_Exercise goal_
Pick out every line with the word "styles" and copy it.
** begin **
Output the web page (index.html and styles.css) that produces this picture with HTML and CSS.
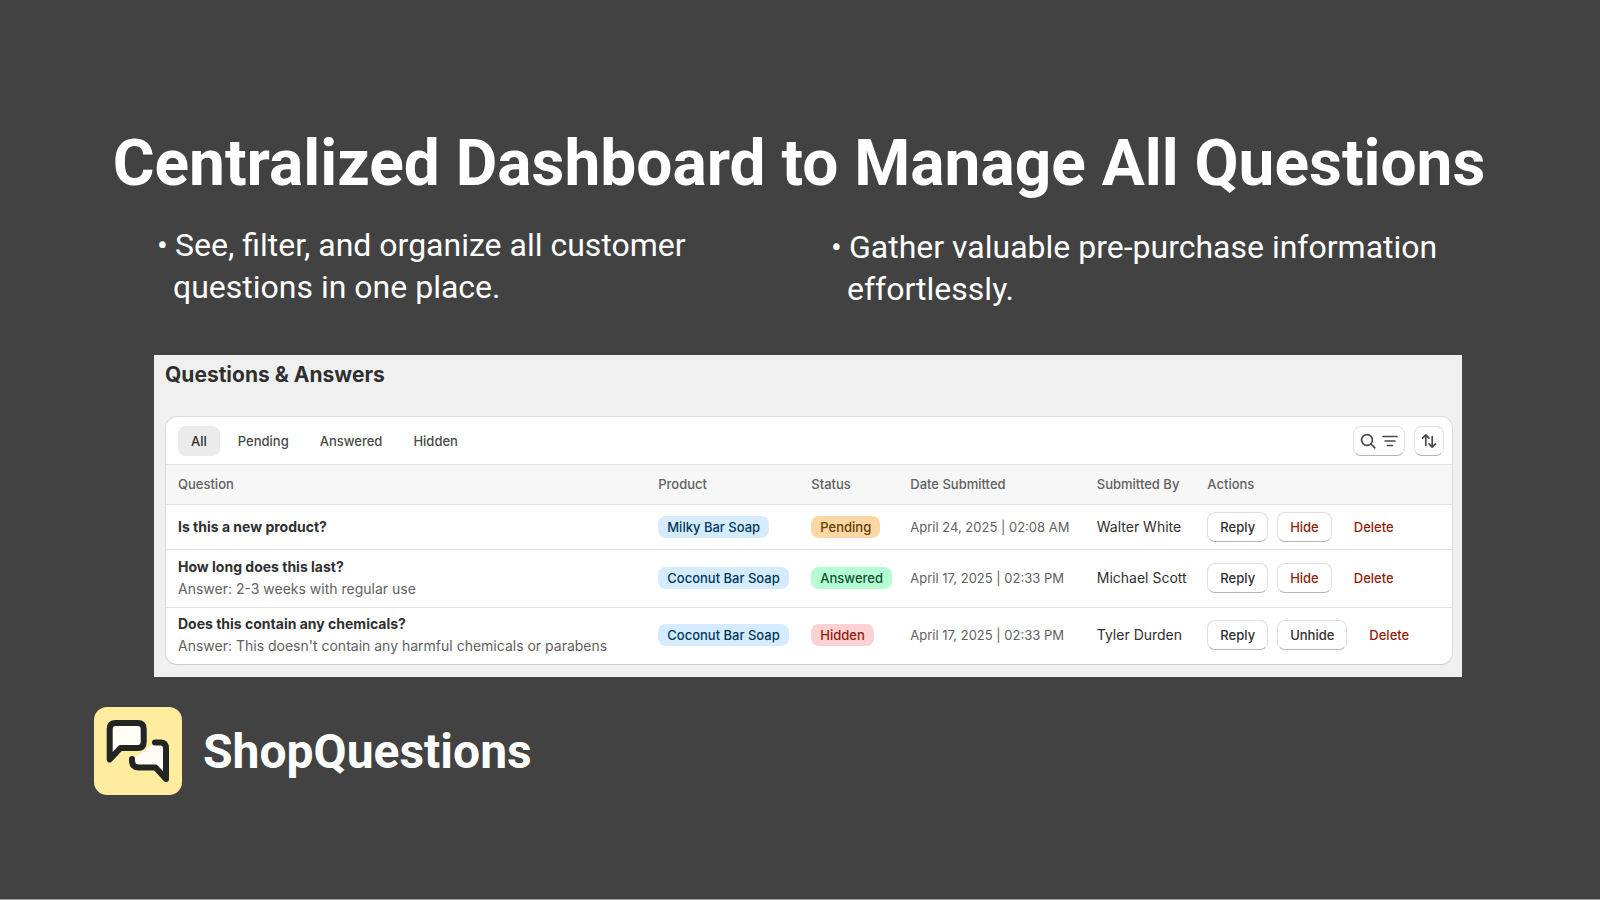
FILE: index.html
```html
<!DOCTYPE html>
<html lang="en">
<head>
    <meta charset="UTF-8">
    <meta name="viewport" content="width=device-width, initial-scale=1.0">
    <title>ShopQuestions</title>
    <link rel="stylesheet" href="styles.css">
</head>
<body>
    <main class="slide">
        <h1 class="slide-title">Centralized Dashboard to Manage All Questions</h1>
        <ul class="features">
            <li>See, filter, and organize all customer<br>questions in one place.</li>
            <li class="feature-right">Gather valuable pre-purchase information<br>effortlessly.</li>
        </ul>

        <section class="panel">
            <h2>Questions &amp; Answers</h2>
            <div class="card">
                <div class="toolbar">
                    <nav class="tabs">
                        <button type="button" class="tab active">All</button>
                        <button type="button" class="tab">Pending</button>
                        <button type="button" class="tab">Answered</button>
                        <button type="button" class="tab">Hidden</button>
                    </nav>
                    <div class="tools">
                        <button type="button" class="btn btn-icon" aria-label="Search and filter">
                            <svg width="16" height="16" viewBox="0 0 16 16"><circle cx="7" cy="7" r="5.4"/><path d="M11 11l3.8 3.8"/></svg>
                            <svg width="16" height="16" viewBox="0 0 16 16"><path d="M1 3.5h14M3.2 8h9.6M5.500 12.500h5"/></svg>
                        </button>
                        <button type="button" class="btn btn-icon" aria-label="Sort">
                            <svg width="16" height="16" viewBox="0 0 16 16"><path d="M4.8 12.500V2M1.5 5.2l3.3-3.4L8 5.2M11.2 3.5V14M8 10.8l3.2 3.4 3.3-3.4"/></svg>
                        </button>
                    </div>
                </div>
                <table class="questions">
                    <colgroup>
                        <col class="col-question">
                        <col class="col-product">
                        <col class="col-status">
                        <col class="col-date">
                        <col class="col-user">
                        <col>
                    </colgroup>
                    <thead>
                        <tr>
                            <th>Question</th>
                            <th>Product</th>
                            <th>Status</th>
                            <th>Date Submitted</th>
                            <th>Submitted By</th>
                            <th>Actions</th>
                        </tr>
                    </thead>
                    <tbody>
                        <tr class="unanswered">
                            <td><strong>Is this a new product?</strong></td>
                            <td><span class="badge info">Milky Bar Soap</span></td>
                            <td><span class="badge pending">Pending</span></td>
                            <td class="date">April 24, 2025 | 02:08 AM</td>
                            <td>Walter White</td>
                            <td>
                                <div class="actions">
                                    <button type="button" class="btn">Reply</button>
                                    <button type="button" class="btn critical">Hide</button>
                                    <button type="button" class="btn plain critical">Delete</button>
                                </div>
                            </td>
                        </tr>
                        <tr>
                            <td><strong>How long does this last?</strong><p>Answer: 2-3 weeks with regular use</p></td>
                            <td><span class="badge info">Coconut Bar Soap</span></td>
                            <td><span class="badge answered">Answered</span></td>
                            <td class="date">April 17, 2025 | 02:33 PM</td>
                            <td>Michael Scott</td>
                            <td>
                                <div class="actions">
                                    <button type="button" class="btn">Reply</button>
                                    <button type="button" class="btn critical">Hide</button>
                                    <button type="button" class="btn plain critical">Delete</button>
                                </div>
                            </td>
                        </tr>
                        <tr>
                            <td><strong>Does this contain any chemicals?</strong><p>Answer: This doesn't contain any harmful chemicals or parabens</p></td>
                            <td><span class="badge info">Coconut Bar Soap</span></td>
                            <td><span class="badge hidden">Hidden</span></td>
                            <td class="date">April 17, 2025 | 02:33 PM</td>
                            <td>Tyler Durden</td>
                            <td>
                                <div class="actions">
                                    <button type="button" class="btn">Reply</button>
                                    <button type="button" class="btn">Unhide</button>
                                    <button type="button" class="btn plain critical">Delete</button>
                                </div>
                            </td>
                        </tr>
                    </tbody>
                </table>
            </div>
        </section>

        <footer class="brand">
            <svg class="brand-logo" viewBox="0 0 88 88">
                <rect width="88" height="88" rx="13" fill="#ffec9e"/>
                <g stroke="#232522" stroke-width="6" stroke-linecap="round" stroke-linejoin="round">
                    <path fill="#fffdf5" d="M15.700 52.500V22q0-6 6-6h22q6 0 6 6v13q0 6-6 6H26.500z"/>
                    <path fill="#fffdf5" stroke="none" d="M39 52l20-15h13V68L62 60H43q-4 0-4-5z"/>
                    <path fill="none" d="M61 35.500h5.500q5.500 0 5.500 6V72L61.500 60.500H45q-7 0-7-7V52"/>
                </g>
            </svg>
            <span class="brand-name">ShopQuestions</span>
        </footer>
    </main>
</body>
</html>
```
FILE: styles.css
```css
* {
    box-sizing: border-box;
}
body {
    margin: 0;
    background: #424242;
    font-family: Inter, sans-serif;
}
.slide {
    min-height: 100vh;
    padding: 126px 138px 80px 154px;
    border-bottom: 1px solid #a0a0a0;
}
.slide-title {
    margin: 0 -136px 0 -154px;
    font: 700 64px/76px Roboto, sans-serif;
    color: #fff;
    text-align: center;
}
.features {
    display: grid;
    grid-template-columns: 674px 1fr;
    margin: 22px 0 0;
    padding: 0 0 0 19px;
    list-style: none;
    font: 400 32px/42px Roboto, sans-serif;
    color: #fff;
}
.features li::before {
    content: "•";
    display: inline-block;
    width: 18px;
    margin-left: -16px;
}
.feature-right {
    padding-top: 2px;
}
.panel {
    margin-top: 45px;
    padding: 8px 9px 12px 11px;
    background: #f0f0f0;
}
.panel h2 {
    margin: 0 0 29px;
    font-size: 21px;
    line-height: 24px;
    font-weight: 700;
    color: #303030;
}
.card {
    overflow: hidden;
    border: 1px solid #dcdcdc;
    border-bottom-color: #ccc;
    border-radius: 12px;
    background: #fff;
}
.toolbar {
    display: flex;
    justify-content: space-between;
    align-items: center;
    height: 47px;
    padding: 0 8px 0 12px;
}
.tabs {
    display: flex;
    gap: 5px;
}
.tools,
.actions {
    display: flex;
    gap: 9px;
}
.tab {
    height: 30px;
    padding: 0 13px;
    border: 0;
    border-radius: 8px;
    background: none;
    font: 500 13px/20px Inter, sans-serif;
    color: #4a4a4a;
}
.tab.active {
    background: #ebebeb;
    color: #303030;
}
.btn {
    height: 30px;
    padding: 0 12px;
    border: 1px solid #e0e0e0;
    border-bottom-color: #b5b5b5;
    border-radius: 8px;
    background: #fff;
    font: 500 13px/20px Inter, sans-serif;
    color: #303030;
}
.btn.critical {
    color: #8e1f0b;
}
.btn.plain {
    border-color: transparent;
    background: none;
}
.btn.btn-icon {
    display: flex;
    gap: 6px;
    align-items: center;
    padding: 0 6px;
}
.btn-icon svg {
    fill: none;
    stroke: #4a4a4a;
    stroke-width: 1.7;
    stroke-linecap: round;
    stroke-linejoin: round;
}
.questions {
    width: 100%;
    border-collapse: collapse;
    table-layout: fixed;
    font-size: 14px;
    line-height: 22px;
    color: #303030;
}
.col-question {
    width: 37.5%;
}
.col-product {
    width: 11.9%;
}
.col-status {
    width: 7.7%;
}
.col-date {
    width: 14.5%;
}
.col-user {
    width: 8.6%;
}
.questions th,
.questions td {
    padding: 5px 0 6px 10px;
    border-top: 1px solid #e3e3e3;
    text-align: left;
    white-space: nowrap;
}
.questions td {
    height: 58px;
}
.questions .unanswered td {
    height: 45px;
}
.questions tr:last-child td {
    height: 56px;
}
.questions th:first-child,
.questions td:first-child {
    padding-left: 12px;
}
.questions thead th {
    height: 40px;
    background: #f7f7f7;
    font-size: 13px;
    font-weight: 500;
    color: #616161;
}
.questions strong {
    font-weight: 700;
}
.questions p {
    margin: 0;
    color: #616161;
}
.questions .date {
    font-size: 13px;
    color: #616161;
}
.badge {
    display: inline-block;
    padding: 0 9px;
    border-radius: 8px;
    font-size: 13px;
    line-height: 22px;
    font-weight: 500;
}
.info {
    background: #d5ebff;
    color: #003a5a;
}
.pending {
    background: #ffd6a4;
    color: #5e4200;
}
.answered {
    background: #b4fed2;
    color: #0c5132;
}
.hidden {
    background: #fed1d3;
    color: #8e1f0b;
}
.brand {
    display: flex;
    align-items: center;
    gap: 21px;
    margin: 30px 0 0 -60px;
}
.brand-logo {
    width: 88px;
    height: 88px;
}
.brand-name {
    padding-top: 3px;
    font: 700 48px/56px Roboto, sans-serif;
    color: #fff;
}
```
** end **
_Answer for the task_
Output the web page (index.html and styles.css) that produces this picture with HTML and CSS.
    <link rel="stylesheet" href="styles.css">
FILE: styles.css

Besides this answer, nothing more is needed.